▶ [What you will do]: Return each line containing "React".

┌─ Stored rows

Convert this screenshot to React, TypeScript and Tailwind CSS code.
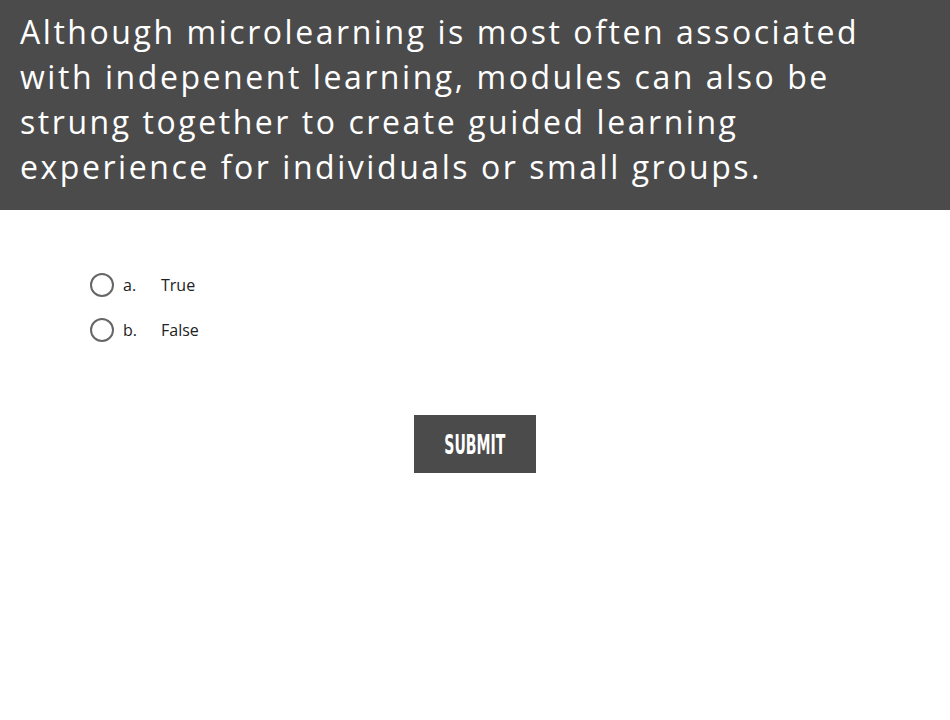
export default function App() {
  const options = [
    { key: 'a.', label: 'True' },
    { key: 'b.', label: 'False' },
  ]

  return (
    <div className="w-[950px] h-[720px] bg-white" style={{ fontFamily: '"Open Sans", sans-serif' }}>
      <header className="bg-[#4b4b4b] h-[210px] px-[20px] pt-[9px]">
        <h1 className="w-[860px] text-white text-[32px] leading-[45px] tracking-[2.55px] font-normal">
          Although microlearning is most often associated with indepenent learning, modules can also be strung
          together to create guided learning experience for individuals or small groups.
        </h1>
      </header>

      <div className="pl-[90px] pt-[63px] flex flex-col gap-[21px]">
        {options.map((o) => (
          <label key={o.key} className="flex items-center h-[24px] cursor-pointer">
            <span className="w-[24px] h-[24px] rounded-full border-2 border-[#666666] bg-white" />
            <span className="ml-[9px] w-[38px] text-[16px] text-[#222222]">{o.key}</span>
            <span className="text-[16px] text-[#222222]">{o.label}</span>
          </label>
        ))}
      </div>

      <div className="flex justify-center pt-[73px]">
        <button className="w-[122px] h-[58px] bg-[#4b4b4b] text-white flex items-center justify-center">
          <span
            className="inline-block text-[26px] font-bold leading-none uppercase scale-x-[0.6] translate-y-[1px]"
            style={{ fontFamily: '"DejaVu Sans Condensed", "DejaVu Sans", sans-serif' }}
          >
            Submit
          </span>
        </button>
      </div>
    </div>
  )
}
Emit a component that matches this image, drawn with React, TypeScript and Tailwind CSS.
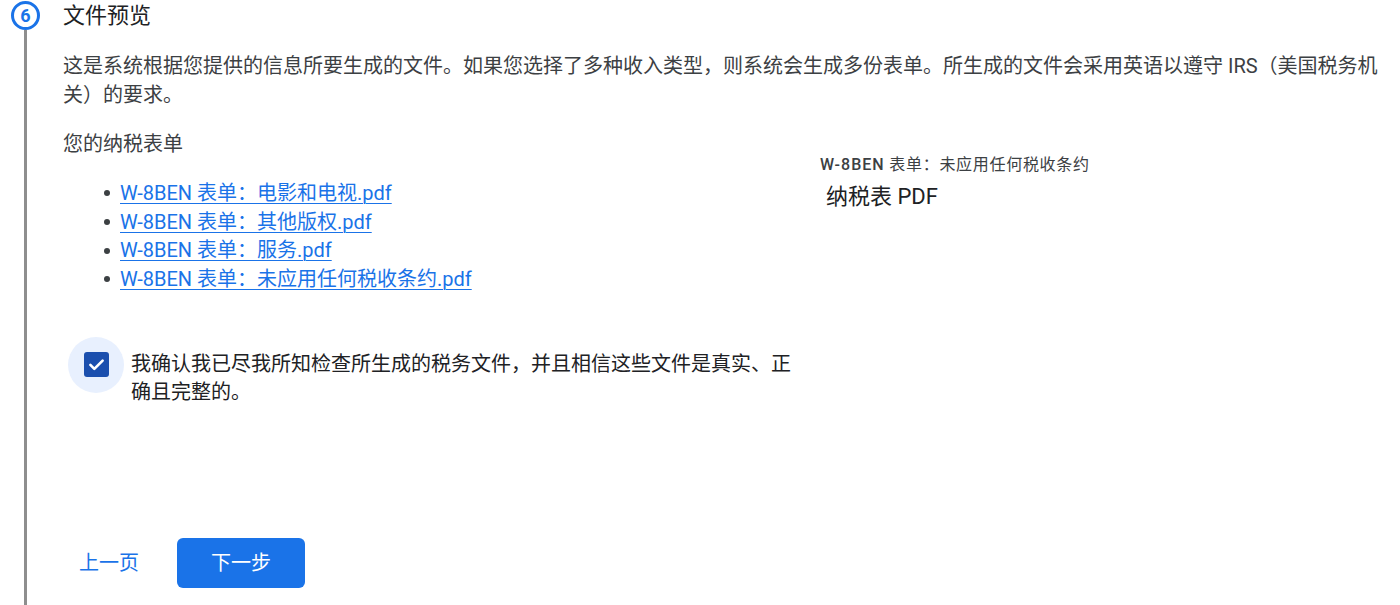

└─

▶ [Answer for the task]:
Convert this screenshot to React, TypeScript and Tailwind CSS code.
Emit a component that matches this image, drawn with React, TypeScript and Tailwind CSS.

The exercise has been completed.